To engage with CASA, it is necessary to clarify the scope of the framework and its boundary conditions. Importantly, CASA does not apply to every machine nor every social technology; Nass and colleagues have described two essential criteria for a technology that serve as boundary conditions for CASA’s application. The first is social cues. Nass and Moon (2000) stated that “individuals must be presented with an object that has enough cues to lead the person to categorize it as worthy of social responses” (p. 83). Although this implies a boundary condition of “enough” social cues, unfortunately it is not a clearly defined one. Gambino, Fox, and Ratan 73 Given that perceptions of social potential vary from person to person and situation to situation (Waytz et al., 2010), we cannot establish objective, universal parameters of what constitutes “enough” cues. For example, shapes resembling eyes and a mouth can be sufficient to trigger a social response from a baby, but given adults’ more sophisticated brains, they may not perceive the same set of shapes as indicating social potential.
The second requisite characteristic is sourcing. Nass and Steuer (1993) clarified that CASA tests “whether individuals can be induced to make attributions toward computers as if the computers were autonomous sources” (p. 511). Even in naming their framework, Nass and colleagues make a meaningful choice in declaring that “computers are social actors.” This distinction is important because computers and technologies in general often serve as channels or conduits for human-human communication. The ability to enact and be perceived as a source of communication, rather than merely transmit it, indicates that a technological artifact has a degree of agency and is more than merely a channel (e.g., Sundar & Nass, 2000). Thus, for the sake of clarity and specificity, we conceptualize the types of technologies relevant to CASA as media agents. We define a media agent as any technological artifact that demonstrates sufficient social cues to indicate the potential to be a source of social interaction.
When media depict social characteristics, humans treat them in a social manner rather than exerting the cognitive effort to determine how to respond (Reeves & Nass, 1996). Thus, people will assign computers personality traits, apply stereotypes and norms, and make judgments and inferences as if the computers were human, even though they understand that computers are not human (Reeves & Nass, 1996).

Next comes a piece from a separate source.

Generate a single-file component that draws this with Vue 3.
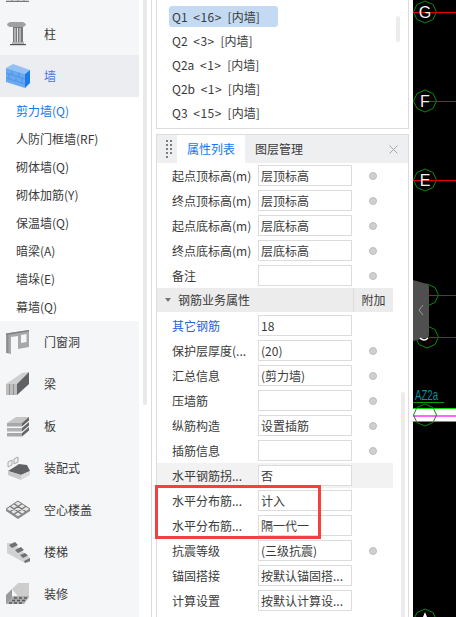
<script setup>
const subs = ['剪力墙(Q)','人防门框墙(RF)','砌体墙(Q)','砌体加筋(Y)','保温墙(Q)','暗梁(A)','墙垛(E)','幕墙(Q)']
const lower = [['door','门窗洞'],['beam','梁'],['slab','板'],['prefab','装配式'],['hollow','空心楼盖'],['stair','楼梯'],['finish','装修']]
const listItems = [
  { name: 'Q1', n: '<16>', active: true },
  { name: 'Q2', n: '<3>' },
  { name: 'Q2a', n: '<1>' },
  { name: 'Q2b', n: '<1>' },
  { name: 'Q3', n: '<15>' },
]
const rowsA = [
  ['起点顶标高(m)','层顶标高',true],['终点顶标高(m)','层顶标高',true],['起点底标高(m)','层底标高',true],['终点底标高(m)','层底标高',true],['备注','',true],
]
const rowsB = [
  { l:'其它钢筋', v:'18', blue:true },
  { l:'保护层厚度(...', v:'(20)', dot:true },
  { l:'汇总信息', v:'(剪力墙)', dot:true },
  { l:'压墙筋', v:'', dot:true },
  { l:'纵筋构造', v:'设置插筋', dot:true },
  { l:'插筋信息', v:'', dot:true },
  { l:'水平钢筋拐...', v:'否', shade:true },
  { l:'水平分布筋...', v:'计入' },
  { l:'水平分布筋...', v:'隔一代一' },
  { l:'抗震等级', v:'(三级抗震)', dot:true },
  { l:'锚固搭接', v:'按默认锚固搭...' },
  { l:'计算设置', v:'按默认计算设...' },
]
</script>

<template>
  <div class="app">
    <aside class="sidebar">
      <div class="nav">
        <div class="nav-item">
          <span class="ico"><svg width="24" height="24" viewBox="0 0 24 24"><rect x="0" y="17" width="23" height="4" fill="#d4d4d4"/><path d="M6 17v4M12 17v4M18 17v4" stroke="#888" fill="none"/><path d="M0 21.500h23" stroke="#777"/></svg></span>
        </div>
        <div class="nav-item">
          <span class="ico"><svg width="24" height="24" viewBox="0 0 24 24">
            <path d="M4 0h13q3 1.500 3 2.500T17 5H4Q1 4 1 2.500T4 0z" fill="#a0a0a0"/>
            <rect x="7" y="5" width="10" height="16" fill="#77797c"/>
            <path d="M9 6v14M11.500 6v14M14 6v14" stroke="#e6e6e6"/>
            <rect x="6" y="20" width="12" height="2" fill="#b4b4b4"/><rect x="4" y="22" width="16" height="1.200" fill="#555"/></svg></span>
          <span class="nav-label">柱</span>
        </div>
        <div class="nav-item on">
          <span class="ico"><svg width="24" height="24" viewBox="0 0 24 24">
            <path d="M0 4l7-4 17 6-5 4z" fill="#94c0f5"/><path d="M0 4l19 6v14L0 18z" fill="#6aa8f0"/><path d="M19 10l5-4v13l-5 5z" fill="#1e7ae8"/>
            <path d="M0 9l19 6M0 14l19 6M6 6.500v5M13 8.500v5M3 10v5M10 12.500v5M16 14v5" stroke="#4a90e4" stroke-width=".8" fill="none"/></svg></span>
          <span class="nav-label on-label">墙</span>
        </div>
        <ul class="subs">
          <li v-for="(s, i) in subs" :key="s" :class="{ cur: i === 0 }">{{ s }}</li>
        </ul>
        <div v-for="it in lower" :key="it[1]" class="nav-item">
          <span class="ico">
            <svg v-if="it[0] === 'door'" width="24" height="24" viewBox="0 0 24 24"><path d="M0 3.500L23 0v17l-11 2V6L5 7v17l-5-1z" fill="#a8a8a8"/><path d="M15 5l5.500-1v8L15 13z" fill="#f5f6f8"/><path d="M0 3.500L23 0v1.200L0 5z" fill="#7d7d7d"/><path d="M1.500 5v18" stroke="#8c8c8c" stroke-width="2"/></svg>
            <svg v-else-if="it[0] === 'beam'" width="24" height="24" viewBox="0 0 24 24"><path d="M0 12L16 1l7-1-12 12z" fill="#cfcfcf"/><path d="M11 12L23 0v12L11 23z" fill="#5f6165"/><rect y="12" width="11" height="11" fill="#bdbdbd"/><path d="M3.500 12v11M7.500 12v11" stroke="#909090"/></svg>
            <svg v-else-if="it[0] === 'slab'" width="24" height="24" viewBox="0 0 24 24"><path d="M1 9L10 3h13l-7 6z" fill="#c6c6c6"/><rect x="1" y="9" width="15" height="3.500" fill="#a8a8a8"/><rect x="1" y="14" width="15" height="3.500" fill="#b2b2b2"/><rect x="1" y="19" width="15" height="3.500" fill="#a8a8a8"/><path d="M16 9l7-6v3.500l-7 6zM16 14l7-6v3.500l-7 6zM16 19l7-6v3.500l-7 6z" fill="#666"/></svg>
            <svg v-else-if="it[0] === 'prefab'" width="24" height="24" viewBox="0 0 24 24"><path d="M2 6l4-2v5l-4 2zM8 3l4-2v5L8 8z" fill="#eee" stroke="#aaa"/><path d="M2 15l8-5 3-2 8 1 3 6-9 4z" fill="#5f6165"/><path d="M2 15l13 4v5L2 19z" fill="#c9c9c9"/><path d="M15 19l9-4v4l-9 5z" fill="#dadada"/></svg>
            <svg v-else-if="it[0] === 'hollow'" width="24" height="24" viewBox="0 0 24 24"><path d="M0 11L12 3l12 8-12 8z" fill="#e4e4e4" stroke="#777"/><path d="M4 8.300l12 8M8 5.700l12 8M20 8.300l-12 8M16 5.700l-12 8" stroke="#777" stroke-width="1.300"/><path d="M0 11l12 8 12-8v2l-12 8-12-8z" fill="#8a8a8a"/></svg>
            <svg v-else-if="it[0] === 'stair'" width="24" height="24" viewBox="0 0 24 24"><path d="M1 3h6l17 15v4l-5 1L1 13z" fill="#d2d2d2"/><path d="M3 5l6-3 3 3-6 3zM9 10l6-3 3 3-6 3zM14 15l5-2 3 2.500-5 2.500zM18 21l6-3v3l-5 2z" fill="#6f7175"/></svg>
            <svg v-else width="24" height="24" viewBox="0 0 24 24"><path d="M6 7l6-6h11v15L18 22z" fill="#cdcdcd"/><path d="M0 13l6-6v10l-6 5z" fill="#9a9a9a"/><path d="M0 22l7-8h16l-5 8z" fill="#adadad"/><path d="M8 16h3M13 16h3M18 16h3M6 18.500h3M11 18.500h3M16 18.500h3M3 21h3M8 21h3M13 21h3" stroke="#55575b" stroke-width="1.500"/></svg>
          </span>
          <span class="nav-label">{{ it[1] }}</span>
        </div>
      </div>
    </aside>

    <div class="gutter"><div class="thumb"></div></div>

    <main class="center">
      <section class="list-panel">
        <ul class="list">
          <li v-for="q in listItems" :key="q.name" :class="{ sel: q.active }">
            <span>{{ q.name }} <i>{{ q.n }}</i> [内墙]</span>
          </li>
        </ul>
        <div class="list-thumb"></div>
      </section>

      <section class="prop-panel">
        <header class="tabs">
          <span class="grip"><b v-for="n in 9" :key="n"></b></span>
          <span class="tab active">属性列表</span>
          <span class="tab">图层管理</span>
          <svg class="close" width="9" height="9" viewBox="0 0 9 9"><path d="M.5.5l8 8M8.500.5l-8 8" stroke="#a8a8a8" fill="none"/></svg>
        </header>
        <div class="props">
          <div v-for="r in rowsA" :key="r[0]" class="row">
            <span class="lab">{{ r[0] }}</span>
            <span class="val">{{ r[1] }}</span>
            <span class="dot"></span>
          </div>
          <div class="group">
            <span class="tri"></span>
            <span class="gname">钢筋业务属性</span>
            <span class="gextra">附加</span>
          </div>
          <div v-for="(r, i) in rowsB" :key="i" class="row" :class="{ shade: r.shade }">
            <span class="lab" :class="{ blue: r.blue }">{{ r.l }}</span>
            <span class="val">{{ r.v }}</span>
            <span v-if="r.dot" class="dot"></span>
          </div>
          <div class="redbox"></div>
        </div>
        <div class="prop-thumb"></div>
      </section>
    </main>

    <section class="canvas">
      <svg width="43" height="617" viewBox="413 0 43 617">
        <g fill="none" stroke="#0a8a0a" stroke-width="1">
          <path d="M425 1l8 3.500 3.500 7.500-3.500 7.500-8 3.500-8-3.500-3.500-7.500 3.500-7.500z"/>
          <path d="M425 90l8 3.500 3.500 7.500-3.500 7.500-8 3.500-8-3.500-3.500-7.500 3.500-7.500z"/>
          <path d="M425 169l8 3.500 3.500 7.500-3.500 7.500-8 3.500-8-3.500-3.500-7.500 3.500-7.500z"/>
          <path d="M427 284l8 3.500 3.500 7.500-3.500 7.500-8 3.500-8-3.500-3.500-7.500 3.500-7.500z"/>
          <path d="M427 326l8 3.500 3.500 7.500-3.500 7.500-8 3.500-8-3.500-3.500-7.500 3.500-7.500z"/>
          <path d="M425 609l8 3.500 3.500 7.500-3.500 7.500-8 3.500-8-3.500-3.500-7.500 3.500-7.500z"/>
        </g>
        <g stroke="#e00000" stroke-width="1">
          <path d="M413 12.500h43M425 101.500h31M413 180.500h43M429 295.500h27M429 337.500h27"/>
        </g>
        <text x="425" y="18" class="axis">G</text>
        <text x="425" y="107" class="axis">F</text>
        <text x="425" y="186" class="axis">E</text>
        <text x="415" y="400" class="tag" textLength="23" lengthAdjust="spacingAndGlyphs">AZ2a</text>
        <path d="M413 402.500h31" stroke="#00a000"/>
        <rect x="413" y="408" width="43" height="13" fill="#fff"/>
        <path d="M413 408.500h43M413 421.500h43" stroke="#00e000"/>
        <path d="M413 416h43" stroke="#ff30ff" stroke-width="1.500"/>
        <path d="M425 404l8 3.500 3.500 7.500-3.500 7.500-8 3.500-8-3.500-3.500-7.500 3.500-7.500z" fill="none" stroke="#0a8a0a"/>
        <path d="M413 280l14 4q2 .5 2 3v48q0 3-3 3l-13 3z" fill="#4f4f4f"/>
        <path d="M423 305l-4 5 4 5" fill="none" stroke="#9a9a9a" stroke-width="1"/>
        <path d="M420 338q4 4 8 0" fill="none" stroke="#fff" stroke-width="1.500"/>
        <path d="M425 612l-2 5h4z" fill="#fff"/>
      </svg>
    </section>
  </div>
</template>

<style>
html, body { margin: 0; background: #fff; }
</style>

<style scoped>
.app {
  width: 456px; height: 617px; display: flex; overflow: hidden; background: #fff;
  font: 12px/1 "Noto Sans CJK SC", "Liberation Sans", sans-serif; color: #3a3a3a;
}
.sidebar { width: 139px; flex: none; background: #f5f6f8; overflow: hidden; }
.nav { margin-top: -29px; }
.nav-item { height: 42px; display: flex; align-items: center; box-sizing: border-box; padding-left: 6px; }
.nav-item.on { background: #ecedf1; }
.on-label { color: #4c74d9; }
.ico { width: 24px; height: 24px; flex: none; display: block; }
.ico svg { display: block; }
.nav-label { margin-left: 14px; }
.subs { list-style: none; margin: 0; padding: 0; background: #fff; }
.subs li { height: 28px; line-height: 28px; padding-left: 16px; }
.subs li.cur { color: #1677e6; }
.gutter { width: 13px; flex: none; box-sizing: border-box; border-right: 1px solid #dcdcdc; padding-left: 4px; }
.thumb { width: 4px; height: 405px; background: #e9e9e9; border-radius: 0 0 2px 2px; }
.center { width: 261px; flex: none; box-sizing: border-box; padding: 0 4px; display: flex; flex-direction: column; gap: 5px; }
.list-panel { height: 129px; flex: none; box-sizing: border-box; border: 1px solid #dcdcdc; border-top: none; position: relative; padding: 6px 0 0 12px; }
.list { list-style: none; margin: 0; padding: 0; }
.list li { height: 24px; display: flex; align-items: flex-start; }
.list li span { display: block; height: 21px; line-height: 21px; padding: 0 18px 0 3px; border-radius: 3px; white-space: pre; word-spacing: 3px; }
.list li.sel span { background: #c3daf2; }
.list i { font-style: normal; letter-spacing: .5px; }
.list-thumb { position: absolute; right: 8px; top: 16px; width: 4px; height: 26px; background: #ececec; border-radius: 2px; }
.prop-panel { flex: 1; min-height: 0; box-sizing: border-box; border: 1px solid #dcdcdc; border-bottom: none; position: relative; }
.tabs { height: 28px; background: #eeeff1; display: flex; align-items: center; position: relative; }
.grip { width: 6px; margin: 0 5px 0 9px; display: grid; grid-template-columns: repeat(2, 2px); gap: 2px; }
.grip b { width: 2px; height: 2px; background: #7d7d7d; display: block; }
.tab { height: 28px; line-height: 28px; padding: 0 10px; }
.tab.active { background: #fff; color: #1677e6; width: 48px; }
.close { position: absolute; right: 10px; top: 10px; }
.props { position: relative; }
.row { height: 25px; display: flex; align-items: center; width: 236px; }
.row.shade { background: #f2f2f2; }
.lab { width: 86px; margin-left: 15px; flex: none; white-space: nowrap; }
.lab.blue { color: #2a62d8; }
.val { width: 94px; height: 21px; box-sizing: border-box; border: 1px solid #dcdcdc; background: #fff; line-height: 19px; padding-left: 2px; flex: none; white-space: nowrap; }
.dot { width: 8px; height: 8px; box-sizing: border-box; border-radius: 50%; background: #cfcfcf; border: 1px solid #bdbdbd; margin-left: 17px; flex: none; }
.group { height: 24px; width: 236px; background: #ececec; display: flex; align-items: center; margin: 0 0 1px; position: relative; }
.tri { width: 0; height: 0; border: 3px solid transparent; border-top: 4px solid #777; border-bottom: none; margin-left: 8px; }
.gname { margin-left: 7px; }
.gextra { position: absolute; left: 196px; top: 0; height: 24px; width: 40px; box-sizing: border-box; border-left: 1px solid #dcdcdc; line-height: 24px; text-align: center; }
.redbox { position: absolute; left: -2px; top: 322px; width: 166px; height: 54px; box-sizing: border-box; border: 3px solid #f44040; pointer-events: none; }
.prop-thumb { position: absolute; right: 3px; top: 257px; bottom: 0; width: 4px; background: #ececec; border-radius: 2px 2px 0 0; }
.canvas { flex: 1; background: #000; overflow: hidden; }
.canvas svg { display: block; }
.axis { fill: #f4f4f4; font: 16px "Liberation Sans", sans-serif; text-anchor: middle; }
.tag { fill: #0a8fa0; font: 14px "Liberation Sans", sans-serif; }
</style>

The heuristic activation of social scripts underlies the CASA framework. As Nass and Moon (2000) argued:
We can conclude that individuals are responding mindlessly to computers to the extent that they apply social scripts—scripts for human-human interaction— that are inappropriate for human-computer interaction, essentially ignoring the cues that reveal the essential asocial nature of the computer. (p. 83)
These changes provide historical rationale to readdress CASA. Additionally, considerable evidence suggests that humans perceive media agents differently from how they perceive humans (e.g., Blascovich et al., 2002; Fox et al., 2015; Krämer et al., 2012). For example, people have distinct initial expectations for interactions with media agents (Edwards, 2018; Edwards et al., 2019; Spence et al., 2014). Different expectations and responses to humans and media agents can serve as evidence to simply refute CASA; that is, we may not treat media agents like people. Alternatively, we consider that through more social, frequent, and ongoing interactions with media agents, people may develop and apply specific scripts for interactions with media agents.
Extending CASA to incorporate scripts derived from human-media agent interaction addresses counterintuitive findings, accounts for the sociotechnological changes of the last three decades, and broadens CASA’s theoretical scope. Arguably, humans need different mental models and scripts specific to media agents, or social phenomena related to the media agent, to best handle unmet expectations and maximize their own efficiency navigating novel conditions of interactions with media agents (e.g., media agents lack feelings). Results of longitudinal studies provide additional evidence that humans develop and apply scripts for interactions with media agents. Responses to social cues change upon multiple interactions with media agents, which suggests the development of scripts, and the resultant responses are systematic (Baxter et al., 2017; Bickmore & Picard, 2005; Kim & Lim, 2019; Krämer et al., 2011; M. K. Lee et al., 2012; Pfeifer & Bickmore, 2011). The systematic responses to social cues, post-change, suggest that media-derived scripts, just like human-human scripts, are applied mindlessly in interactions with media agents. Over time, we have learned to acknowledge media agents and their affordances in interactions, and we have developed more nuanced scripts for interactions with media agents. Thus, we suggest extending CASA to include scripts derived from interactions with media agents.
When CASA’s assertions were being formulated, human-media agent interactions were rare and lean compared to the current landscape in which media are pervasive and rich. At that time, the presentation and experience of social affordances were more limited because of the technology powering media agents. Advances in technologies such as natural language processing, neural-networks, and raw computing power allow for social affordances of modern media agents to manifest in a wider variety of forms and aptitudes. For example, unique data collection and processing power allows media agents to personalize at a qualitatively different level than humans. Hence, the study of social responses should not be restricted by a focus on human correlates or similarities. In this way, researchers can also avoid reifying face-to-face communication as the gold standard for HMC and being constrained by the limitations of human interactions (e.g., Fortunati, 2005; Spence, 2019). Instead, researchers can explore why communication with a media agent may be preferred over communication with a human. Removing this anthropocentric bias from CASA should allow researchers a means to avert their own human-centric biases and avoid the pitfall highlighted by Groom and Nass (2007): “While trying to make robots human, researchers have sometimes overlooked what makes robots special” (p. 494).